The state machine ‘Movement’ is expandable and we’ll take a look inside in a second. This contains the logic to choose which state animations are played. We cache this just for easier use later, we can just call ‘Use cached pose ‘Movement Cache’’ since anim graph nodes can only ever output to one place.
Now this goes into a ‘slot’ which allows us to play anims like fire and reload, since we’ll be playing them as animation montages rather than regular animations. This means they’ll be blending on top of the state animation smoothly rather than instantly jerking into the reload. It also just generally makes life much easier.
Now double click the movement node to go inside it.

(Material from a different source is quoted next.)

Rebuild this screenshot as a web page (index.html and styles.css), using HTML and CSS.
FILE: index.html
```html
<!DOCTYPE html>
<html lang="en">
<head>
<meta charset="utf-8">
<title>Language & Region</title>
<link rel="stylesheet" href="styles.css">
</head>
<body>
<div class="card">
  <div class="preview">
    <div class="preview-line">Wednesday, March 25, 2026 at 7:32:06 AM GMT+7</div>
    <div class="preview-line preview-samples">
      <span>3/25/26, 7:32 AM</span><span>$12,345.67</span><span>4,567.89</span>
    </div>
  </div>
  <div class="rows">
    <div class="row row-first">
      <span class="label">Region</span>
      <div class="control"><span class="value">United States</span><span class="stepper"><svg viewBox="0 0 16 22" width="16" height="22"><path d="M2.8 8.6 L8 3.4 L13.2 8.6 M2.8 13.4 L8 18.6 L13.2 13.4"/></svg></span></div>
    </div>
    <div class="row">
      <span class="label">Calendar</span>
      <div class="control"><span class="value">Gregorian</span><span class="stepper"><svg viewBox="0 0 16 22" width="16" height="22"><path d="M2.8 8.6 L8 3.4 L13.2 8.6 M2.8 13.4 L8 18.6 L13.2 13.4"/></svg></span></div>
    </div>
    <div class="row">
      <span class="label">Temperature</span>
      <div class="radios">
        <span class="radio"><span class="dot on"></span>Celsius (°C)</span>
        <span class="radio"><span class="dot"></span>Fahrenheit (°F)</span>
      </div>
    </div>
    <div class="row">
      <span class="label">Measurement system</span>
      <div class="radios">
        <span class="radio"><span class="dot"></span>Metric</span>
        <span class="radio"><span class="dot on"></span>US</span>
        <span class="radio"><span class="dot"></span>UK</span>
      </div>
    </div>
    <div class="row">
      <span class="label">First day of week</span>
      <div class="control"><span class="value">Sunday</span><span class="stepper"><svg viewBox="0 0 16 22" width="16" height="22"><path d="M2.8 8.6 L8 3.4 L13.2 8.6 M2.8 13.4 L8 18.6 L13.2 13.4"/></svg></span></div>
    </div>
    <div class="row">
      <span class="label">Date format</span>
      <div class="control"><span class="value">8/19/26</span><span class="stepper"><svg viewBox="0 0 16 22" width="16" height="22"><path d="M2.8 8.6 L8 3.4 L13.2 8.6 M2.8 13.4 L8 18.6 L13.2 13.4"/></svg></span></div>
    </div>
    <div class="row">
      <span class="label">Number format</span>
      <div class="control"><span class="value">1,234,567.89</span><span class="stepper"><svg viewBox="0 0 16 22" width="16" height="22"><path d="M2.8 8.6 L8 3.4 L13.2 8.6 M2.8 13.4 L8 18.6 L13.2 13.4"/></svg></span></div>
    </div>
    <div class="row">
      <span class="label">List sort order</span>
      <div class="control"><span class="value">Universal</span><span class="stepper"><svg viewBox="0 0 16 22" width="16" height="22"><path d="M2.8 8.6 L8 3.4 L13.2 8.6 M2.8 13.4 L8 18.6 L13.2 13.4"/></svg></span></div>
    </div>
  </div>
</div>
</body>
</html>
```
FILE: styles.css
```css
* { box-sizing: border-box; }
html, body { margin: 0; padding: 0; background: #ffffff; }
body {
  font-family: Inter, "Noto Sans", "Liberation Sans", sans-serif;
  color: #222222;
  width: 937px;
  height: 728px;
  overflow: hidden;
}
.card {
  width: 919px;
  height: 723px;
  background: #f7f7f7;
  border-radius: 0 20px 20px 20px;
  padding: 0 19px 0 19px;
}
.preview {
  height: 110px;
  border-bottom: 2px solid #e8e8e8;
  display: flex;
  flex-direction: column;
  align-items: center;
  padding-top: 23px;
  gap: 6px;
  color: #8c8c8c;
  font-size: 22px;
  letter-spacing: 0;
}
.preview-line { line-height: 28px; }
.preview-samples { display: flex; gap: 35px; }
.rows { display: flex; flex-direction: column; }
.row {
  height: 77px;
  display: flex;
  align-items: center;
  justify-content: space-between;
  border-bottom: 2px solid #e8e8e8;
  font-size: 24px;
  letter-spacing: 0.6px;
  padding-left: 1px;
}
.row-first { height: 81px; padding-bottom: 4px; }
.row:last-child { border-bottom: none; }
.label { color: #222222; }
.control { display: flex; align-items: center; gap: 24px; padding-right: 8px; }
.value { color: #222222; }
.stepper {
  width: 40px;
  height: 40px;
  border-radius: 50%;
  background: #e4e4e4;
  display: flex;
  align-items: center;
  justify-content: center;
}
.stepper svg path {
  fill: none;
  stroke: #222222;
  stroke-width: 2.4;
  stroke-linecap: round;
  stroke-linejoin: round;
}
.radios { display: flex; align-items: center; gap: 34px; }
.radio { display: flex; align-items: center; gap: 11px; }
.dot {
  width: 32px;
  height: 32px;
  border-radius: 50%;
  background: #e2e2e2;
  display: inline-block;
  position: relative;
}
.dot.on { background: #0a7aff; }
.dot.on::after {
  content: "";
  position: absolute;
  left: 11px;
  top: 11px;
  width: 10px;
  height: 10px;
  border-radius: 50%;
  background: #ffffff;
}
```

Inside the Movement state machine, we see this:
Create a node to play the idle animation. At first it won’t have the ‘Sequence’ and ‘Play Rate’ inputs, you can add these by selecting the node and in the details panel on the bottom right tick ‘as input’ on any variables you want to plug into. You can see here we plug in the idle state animations from state anims and the idle play rate into the appropriate inputs. ‘Sequence’ just means the animation to play. The “Kriss_idle” in the node name is just the default.
Now let’s go back and look at a transition from idle to run:
Here it’s very simple. We’ve got the “IsWalking” variable that we made earlier, and plugged it straight in. Now if it becomes true, the execution moves from idle to run, and the run state anim plays.

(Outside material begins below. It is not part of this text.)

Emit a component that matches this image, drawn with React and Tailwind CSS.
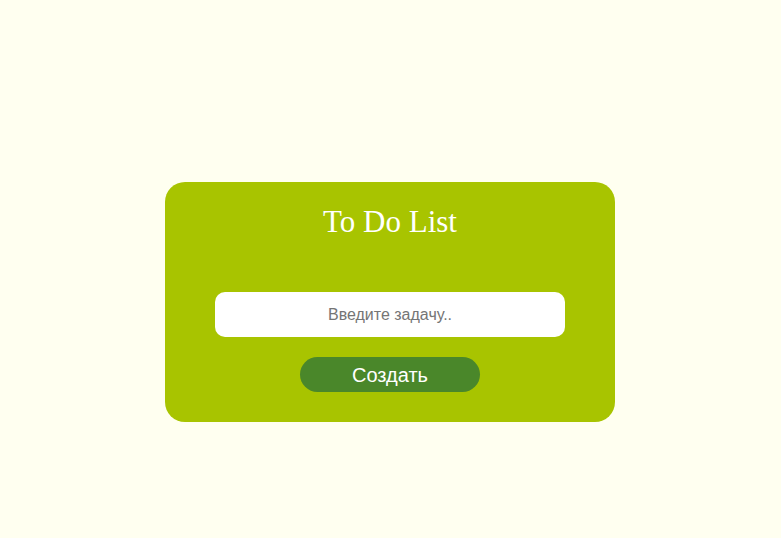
import React, { useState } from 'react';

const App = () => {
  const [task, setTask] = useState('');

  return (
    <div className="min-h-[538px] w-full bg-[#fffff0] flex justify-center pt-[182px] pr-px">
      <div className="w-[450px] h-[240px] bg-[#a8c400] rounded-[20px] flex flex-col items-center">
        <h1 className="mt-[20px] text-[31px] leading-[40px] text-white font-['Liberation_Serif',serif]">
          To Do List
        </h1>
        <input
          type="text"
          value={task}
          onChange={(e) => setTask(e.target.value)}
          placeholder="Введите задачу.."
          className="mt-[50px] w-[350px] h-[45px] bg-white rounded-[10px] text-center text-[16px] text-[#333] placeholder:text-[#757575] outline-none font-['Liberation_Sans',sans-serif]"
        />
        <button className="mt-[20px] w-[180px] h-[35px] rounded-full bg-[#4a872a] text-white text-[20px] font-['Liberation_Sans',sans-serif]">
          Создать
        </button>
      </div>
    </div>
  );
};

export default App;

So we’ve got the anim blueprint. You want to make sure this is applied to the skeletal meshes of both the arms and guns when you place them in a blueprint. You can find it in the details panel when you’ve got them selected within a blueprint.
Back to the weapon class we mentioned earlier. In here we want a skeletal mesh component that’ll be set when you make a child instance and a bunch of variables containing all the animations for that gun. Our weapon class has these animation variables:
Notice that most of them are ‘montages’: these are the animations that we’ll play using the slot in the anim graph. The others are used for the state anims played in the state machine. The type of montage variables should be set to ‘anim montage’ and the state anims variable type should be ‘anim sequence’.
Now how do we play these montages? The easiest way is to make a function in the weapon class. Call it ‘PlayMontage’. You can see it has one input, ‘montage’ which is an enum and an output which is simply the duration of the played anim montage.
To get the enum we need to create one of our own. Back in the content browser, click new, blueprint and choose ‘enumeration’. Open this up and add every type of animation you’ve got, then you can set this enum as the type of PlayMontage’s input and create the ‘Select’ node shown above.
Now the weapon class should already contain a skeletal mesh component, in our player blueprint we need to add a skeletal mesh component and set its mesh to the arms we imported at the start, along with setting it up with the anim blueprint we made already.
However, the weapon is where the anim blueprint is actually being applied and the montages played, so we need to make the arms follow what the gun is doing at all times animation-wise. To do this we use a node ‘set master pose component’. In BLISTER we call this whenever a new weapon is equipped, setting the arm’s ‘master pose component’ to the newly created weapon.
When you call the play montage function just select which type of animation you want to play. It will now play on both the weapon and the arms.